On June 24, local Massachusetts newspaper the Berkshire Eagle reported that a 98-year-old woman was one of seven Native activists arrested while protesting against a pipeline construction in Otis State Forest. The protest incited workers to halt construction and call the police.
Frances Crowe, the 98-year-old woman arrested, has been a lifelong activist. This is her third arrest since she turned 90, the newspaper reported. When asked how many times she has been arrested she responded, “not enough.” Crowe noted she protested when the atomic bomb was dropped on Hiroshima in 1945. She joined peace activists, protested war taxes, and just a few years ago joined a protest to shut down a nuclear power plant. Her focus now is against fracking and oil pipelines.
“The arrests Saturday were a third round of peaceful protests since the Kinder Morgan subsidiary began work last month to its $93 million Connecticut Expansion Project, a 13-mile natural gas storage loop, part of which will run through an existing pipeline corridor in Otis State Forest,” reported the Berkshire Eagle. “The project, which was approved by the Federal Energy Regulatory Commission last year, has stirred anger from local residents and activists for many reasons, and particularly because the company – after a court battle with the state – won an easement of roughly two miles of state-owned and protected land.” The expansion project would add over 100 miles of pipeline to an already existing pipeline that spans across Pennsylvania, New York, and Massachusetts.

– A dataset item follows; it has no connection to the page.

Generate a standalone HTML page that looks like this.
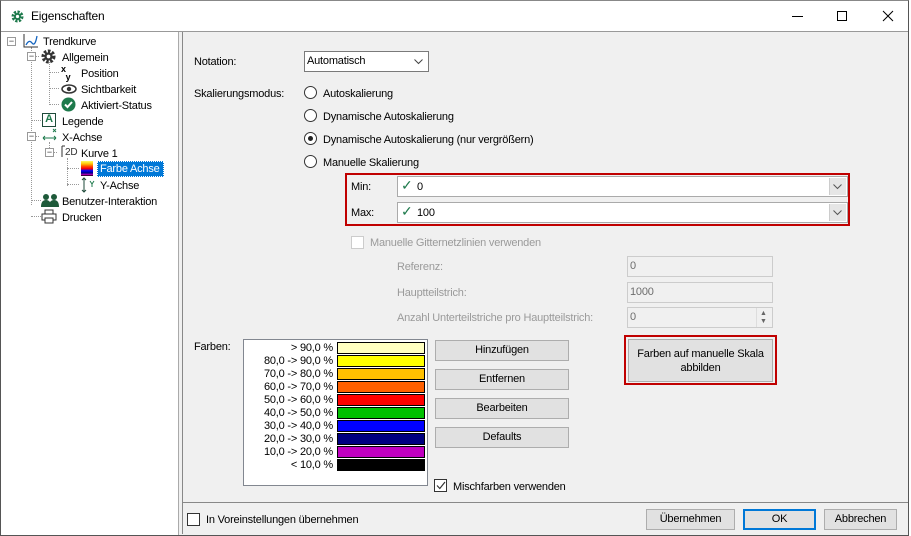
<!DOCTYPE html>
<html><head><meta charset="utf-8"><style>
*{box-sizing:border-box;margin:0;padding:0}
body{width:911px;height:536px;background:#fff;font-family:"Liberation Sans",sans-serif;font-size:11px;line-height:17px;letter-spacing:-0.2px;color:#000;position:relative;overflow:hidden}
.a{position:absolute;white-space:nowrap}
.win{position:absolute;left:0;top:0;width:909px;height:536px;border:1px solid #555;border-top-color:#888;background:#f0f0f0}
.title{position:absolute;left:0;top:0;width:907px;height:31px;background:#fff;border-bottom:1px solid #999}
.tree{position:absolute;left:0;top:31px;width:178px;height:503px;background:#fff;border-right:1px solid #aaa}
.tl{position:absolute;white-space:nowrap}
.dot{position:absolute;border-color:#999;border-style:dotted;border-width:0}
.pm{position:absolute;width:9px;height:9px;border:1px solid #999;background:#fff;font-size:9px;line-height:6px;text-align:center;color:#333;letter-spacing:0}
.btn{position:absolute;background:#e1e1e1;border:1px solid #adadad;text-align:center;line-height:19px;white-space:nowrap}
.fld{position:absolute;background:#fff;border:1px solid #7a7a7a}
.dis{position:absolute;background:#f0f0f0;border:1px solid #ccc;color:#6d6d6d;padding-left:2px;line-height:19px}
.rad{position:absolute;width:13px;height:13px;border:1px solid #333;border-radius:50%;background:#fff}
.cb{position:absolute;width:13px;height:13px;border:1px solid #333;background:#fff}
.gray{color:#9a9a9a}
.sw{position:absolute;left:337px;width:88px;height:12px;border:1px solid #000}
.sl{position:absolute;right:578px;text-align:right;line-height:13px;white-space:nowrap}
.dd{position:absolute;width:17px;top:1px;bottom:1px;right:1px;background:#e6e6e6;border-left:1px solid #ccc}
</style></head><body>
<div class="win">
<div class="title">
<svg class="a" style="left:10px;top:9px" width="13" height="13" viewBox="0 0 13 13"><circle cx="6.5" cy="6.5" r="4.5" fill="none" stroke="#1e7a4c" stroke-width="3" stroke-dasharray="2.2 1.3"/><circle cx="6.5" cy="6.5" r="3.5" fill="#1e7a4c"/><circle cx="6.5" cy="6.5" r="1.6" fill="#fff"/></svg>
<div class="a" style="left:30px;top:7px;font-size:12px">Eigenschaften</div>
<div class="a" style="left:791px;top:15px;width:11px;height:1px;background:#000"></div>
<div class="a" style="left:836px;top:10px;width:10px;height:10px;border:1px solid #000"></div>
<svg class="a" style="left:881px;top:9px" width="12" height="12"><path d="M1 1L11 11M11 1L1 11" stroke="#000" stroke-width="1"/></svg>
</div>
<div class="tree">
<div class="dot" style="left:30px;top:15px;height:158px;border-left-width:1px"></div>
<div class="dot" style="left:30px;top:24px;width:8px;border-top-width:1px"></div>
<div class="dot" style="left:30px;top:88px;width:10px;border-top-width:1px"></div>
<div class="dot" style="left:30px;top:104px;width:8px;border-top-width:1px"></div>
<div class="dot" style="left:30px;top:168px;width:10px;border-top-width:1px"></div>
<div class="dot" style="left:30px;top:184px;width:10px;border-top-width:1px"></div>
<div class="dot" style="left:48px;top:30px;height:43px;border-left-width:1px"></div>
<div class="dot" style="left:48px;top:40px;width:10px;border-top-width:1px"></div>
<div class="dot" style="left:48px;top:56px;width:10px;border-top-width:1px"></div>
<div class="dot" style="left:48px;top:72px;width:10px;border-top-width:1px"></div>
<div class="dot" style="left:48px;top:110px;height:12px;border-left-width:1px"></div>
<div class="dot" style="left:48px;top:120px;width:8px;border-top-width:1px"></div>
<div class="dot" style="left:66px;top:126px;height:28px;border-left-width:1px"></div>
<div class="dot" style="left:66px;top:136px;width:12px;border-top-width:1px"></div>
<div class="dot" style="left:66px;top:152px;width:12px;border-top-width:1px"></div>
<div class="pm" style="left:6px;top:5px">−</div>
<div class="pm" style="left:26px;top:20px">−</div>
<div class="pm" style="left:26px;top:100px">−</div>
<div class="pm" style="left:44px;top:116px">−</div>
<svg class="a" style="left:22px;top:1px" width="16" height="16"><path d="M1 1V14H15" stroke="#333" fill="none"/><path d="M3 12Q6 6 9 10T14 3" stroke="#1565c0" fill="none" stroke-width="1.3"/></svg>
<div class="tl" style="left:42px;top:2px">Trendkurve</div>
<svg class="a" style="left:40px;top:17px" width="15" height="15" viewBox="0 0 13 13"><circle cx="6.5" cy="6.5" r="4.6" fill="none" stroke="#333" stroke-width="3" stroke-dasharray="2.2 1.3"/><circle cx="6.5" cy="6.5" r="3.6" fill="#333"/><circle cx="6.5" cy="6.5" r="1.6" fill="#fff"/></svg>
<div class="tl" style="left:61px;top:18px">Allgemein</div>
<div class="tl" style="left:60px;top:33px;font-size:9px;line-height:8px;font-weight:bold">x<br>&nbsp;&nbsp;y</div>
<div class="tl" style="left:80px;top:34px">Position</div>
<svg class="a" style="left:60px;top:52px" width="16" height="10"><ellipse cx="8" cy="5" rx="7" ry="4" fill="none" stroke="#333" stroke-width="1.5"/><circle cx="8" cy="5" r="2.2" fill="#333"/></svg>
<div class="tl" style="left:80px;top:50px">Sichtbarkeit</div>
<svg class="a" style="left:60px;top:65px" width="15" height="15"><circle cx="7.5" cy="7.5" r="7" fill="#1e7a4c"/><path d="M4 7.5L6.5 10L11 5" stroke="#fff" stroke-width="2" fill="none"/></svg>
<div class="tl" style="left:80px;top:66px">Aktiviert-Status</div>
<div class="a" style="left:41px;top:81px;width:14px;height:14px;border:1.5px solid #1e4a3a;font-size:11px;font-weight:bold;line-height:11px;text-align:center;color:#1e7a4c">A</div>
<div class="tl" style="left:61px;top:82px">Legende</div>
<svg class="a" style="left:40px;top:95px" width="18" height="16"><path d="M2 11H15M2 11L4 9M2 11L4 13M15 11L13 9M15 11L13 13" stroke="#1e7a4c" fill="none"/><path d="M12 2L15 5M15 2L12 5" stroke="#1e7a4c"/></svg>
<div class="tl" style="left:61px;top:98px">X-Achse</div>
<svg class="a" style="left:60px;top:112px" width="18" height="15"><path d="M1 2H4M1 2V13" stroke="#333" fill="none"/><text x="4" y="11" font-size="10" font-family="Liberation Sans" fill="#333">2D</text></svg>
<div class="tl" style="left:80px;top:114px">Kurve 1</div>
<div class="a" style="left:80px;top:129px;width:12px;height:15px;background:linear-gradient(#ffff60 0,#ffc000 20%,#ff5000 35%,#ff0000 50%,#0000ff 65%,#000080 80%,#c000c0 90%,#000 100%)"></div>
<div class="a" style="left:96px;top:129px;width:67px;height:16px;background:#0078d7;border:1px dotted #fff"></div>
<div class="tl" style="left:99px;top:129px;color:#fff">Farbe Achse</div>
<svg class="a" style="left:79px;top:145px" width="16" height="16"><path d="M4 1V15M2 3L4 1L6 3M2 13L4 15L6 13" stroke="#1e4a3a" fill="none"/><path d="M10 4L12 7L14 4M12 7V10" stroke="#1e7a4c" fill="none"/></svg>
<div class="tl" style="left:99px;top:146px">Y-Achse</div>
<svg class="a" style="left:40px;top:161px" width="18" height="14"><circle cx="5" cy="4" r="3" fill="#1e5a3a"/><circle cx="13" cy="4" r="3" fill="#1e5a3a"/><path d="M0 14Q0 7 5 7T10 14ZM8 14Q8 7 13 7T18 14Z" fill="#1e5a3a"/></svg>
<div class="tl" style="left:61px;top:162px">Benutzer-Interaktion</div>
<svg class="a" style="left:40px;top:177px" width="16" height="15"><rect x="4" y="1" width="8" height="4" fill="none" stroke="#333"/><rect x="1" y="5" width="14" height="6" fill="none" stroke="#333"/><rect x="4" y="9" width="8" height="5" fill="#fff" stroke="#333"/></svg>
<div class="tl" style="left:61px;top:178px">Drucken</div>
</div>
</div>
<div class="a" style="left:182px;top:32px;width:1px;height:502px;background:#888"></div>

<div class="a" style="left:194px;top:54px">Notation:</div>
<div class="fld" style="left:304px;top:51px;width:125px;height:21px;padding:1px 2px">Automatisch</div>
<svg class="a" style="left:414px;top:59px" width="9" height="6"><path d="M0.5 0.5L4.5 4.5L8.5 0.5" stroke="#444" fill="none"/></svg>

<div class="a" style="left:194px;top:86px">Skalierungsmodus:</div>
<div class="rad" style="left:304px;top:86px"></div><div class="a" style="left:323px;top:86px">Autoskalierung</div>
<div class="rad" style="left:304px;top:109px"></div><div class="a" style="left:323px;top:109px">Dynamische Autoskalierung</div>
<div class="rad" style="left:304px;top:132px"></div><div class="a" style="left:308px;top:136px;width:5px;height:5px;background:#222;border-radius:50%"></div><div class="a" style="left:323px;top:132px">Dynamische Autoskalierung (nur vergrößern)</div>
<div class="rad" style="left:304px;top:155px"></div><div class="a" style="left:323px;top:155px">Manuelle Skalierung</div>

<div class="a" style="left:345px;top:173px;width:505px;height:53px;border:2px solid #c00000"></div>
<div class="a" style="left:351px;top:179px">Min:</div>
<div class="fld" style="left:397px;top:176px;width:451px;height:21px;border-color:#aaa"><div class="dd"></div></div>
<div class="a" style="left:401px;top:177px;color:#1e7a4c;font-size:14px">✓</div><div class="a" style="left:417px;top:179px">0</div>
<svg class="a" style="left:833px;top:184px" width="9" height="6"><path d="M0.5 0.5L4.5 4.5L8.5 0.5" stroke="#555" fill="none"/></svg>
<div class="a" style="left:351px;top:205px">Max:</div>
<div class="fld" style="left:397px;top:202px;width:451px;height:21px;border-color:#aaa"><div class="dd"></div></div>
<div class="a" style="left:401px;top:203px;color:#1e7a4c;font-size:14px">✓</div><div class="a" style="left:417px;top:205px">100</div>
<svg class="a" style="left:833px;top:210px" width="9" height="6"><path d="M0.5 0.5L4.5 4.5L8.5 0.5" stroke="#555" fill="none"/></svg>

<div class="cb" style="left:351px;top:236px;border-color:#ccc"></div>
<div class="a gray" style="left:370px;top:235px">Manuelle Gitternetzlinien verwenden</div>
<div class="a gray" style="left:397px;top:259px">Referenz:</div>
<div class="dis" style="left:627px;top:256px;width:146px;height:21px">0</div>
<div class="a gray" style="left:397px;top:285px">Hauptteilstrich:</div>
<div class="dis" style="left:627px;top:282px;width:146px;height:21px">1000</div>
<div class="a gray" style="left:397px;top:310px">Anzahl Unterteilstriche pro Hauptteilstrich:</div>
<div class="dis" style="left:627px;top:307px;width:146px;height:21px">0</div>
<div class="a" style="left:756px;top:308px;width:16px;height:19px;border-left:1px solid #ddd"></div>
<div class="a" style="left:760px;top:310px;font-size:7px;line-height:8px;color:#666">▲<br>▼</div>

<div class="a" style="left:194px;top:339px">Farben:</div>
<div class="a" style="left:243px;top:339px;width:185px;height:147px;background:#fff;border:1px solid #828790"></div>
<div class="sl" style="top:342px">&gt; 90,0 %</div><div class="sw" style="top:342px;background:#ffffc0"></div>
<div class="sl" style="top:355px">80,0 -&gt; 90,0 %</div><div class="sw" style="top:355px;background:#ffff00"></div>
<div class="sl" style="top:368px">70,0 -&gt; 80,0 %</div><div class="sw" style="top:368px;background:#ffc000"></div>
<div class="sl" style="top:381px">60,0 -&gt; 70,0 %</div><div class="sw" style="top:381px;background:#ff6000"></div>
<div class="sl" style="top:394px">50,0 -&gt; 60,0 %</div><div class="sw" style="top:394px;background:#ff0000"></div>
<div class="sl" style="top:407px">40,0 -&gt; 50,0 %</div><div class="sw" style="top:407px;background:#00c000"></div>
<div class="sl" style="top:420px">30,0 -&gt; 40,0 %</div><div class="sw" style="top:420px;background:#0000ff"></div>
<div class="sl" style="top:433px">20,0 -&gt; 30,0 %</div><div class="sw" style="top:433px;background:#000080"></div>
<div class="sl" style="top:446px">10,0 -&gt; 20,0 %</div><div class="sw" style="top:446px;background:#c000c0"></div>
<div class="sl" style="top:459px">&lt; 10,0 %</div><div class="sw" style="top:459px;background:#000"></div>

<div class="btn" style="left:435px;top:340px;width:134px;height:21px">Hinzufügen</div>
<div class="btn" style="left:435px;top:369px;width:134px;height:21px">Entfernen</div>
<div class="btn" style="left:435px;top:398px;width:134px;height:21px">Bearbeiten</div>
<div class="btn" style="left:435px;top:427px;width:134px;height:21px">Defaults</div>

<div class="a" style="left:624px;top:335px;width:153px;height:50px;border:2px solid #c00000"></div>
<div class="btn" style="left:628px;top:339px;width:145px;height:43px;line-height:14px;padding-top:7px">Farben auf manuelle Skala<br>abbilden</div>

<div class="cb" style="left:434px;top:479px"></div>
<svg class="a" style="left:436px;top:481px" width="10" height="9"><path d="M1 4.5L3.8 7.5L9 1" stroke="#333" fill="none" stroke-width="1.2"/></svg>
<div class="a" style="left:453px;top:479px">Mischfarben verwenden</div>

<div class="a" style="left:183px;top:502px;width:725px;height:1px;background:#888"></div>
<div class="cb" style="left:187px;top:513px"></div>
<div class="a" style="left:206px;top:512px">In Voreinstellungen übernehmen</div>
<div class="btn" style="left:646px;top:509px;width:89px;height:21px">Übernehmen</div>
<div class="btn" style="left:743px;top:509px;width:73px;height:21px;border:2px solid #0078d7;line-height:17px">OK</div>
<div class="btn" style="left:824px;top:509px;width:73px;height:21px">Abbrechen</div>
</body></html>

The easement granted by the state of Massachusetts resulted in trees being cut down in state protected land to make room for the pipeline earlier this year. MassLive reported in April 2017, “[T]hirty acres will be cut, crossing cold water streams and other water resources. A million gallons of water will be drawn from Spectacle Pond to hydrostatically test the pipeline, according to federal documents.”Senator Elizabeth Warren (D-MA), Senator Ed Markey and Congressman Richard Neal (D-MA) signed a letter to the Federal Regulatory Energy Commission in April 2017 noting the commission doesn’t have the authority to approve pipeline construction as only two out of five seats on the commission were filled at the time of approval.
The Narragansett Native American tribe is also involved in trying to halt the pipeline construction, citing the pipeline company is in violation of the national historic preservation act by not protecting ceremonial stone areas along the pipeline’s path. The Berkshire Eagle reported on June 23, “Tennessee Gas has said it will work with a tribal monitor to protect the majority of the 74 identified landscapes. But the company can’t avoid them all, and said it would have to dismantle and restore one-third of these.” The company tried to argue to the tribe that it would remove the stones and replace them once construction was over, overtly negligent to the sacrilege and respect the tribe has for these sites.
Though the tribe is located in Rhode Island, they have territorial authority over land in the Berkshires due to the ceremonial stone landscapes there, used by tribal members who fled Rhode Island as refugees in the 1600’s. The area at the time was held by a Mohican tribe, which provided refuge to the Narragansett fleeing from King Phillip’s War. This pipeline is one of many that have threatened Native American sites and land, with the most notable being the Dakota Access Pipeline that inspired the largest gathering of Native American tribes in more than 100 years. That pipeline’s construction desecrated sacred burial sites and currently threatens the drinking water of the Standing Rock Sioux reservation, despite a federal judge recently acknowledged that the environmental review for the pipeline’s construction was inadequate.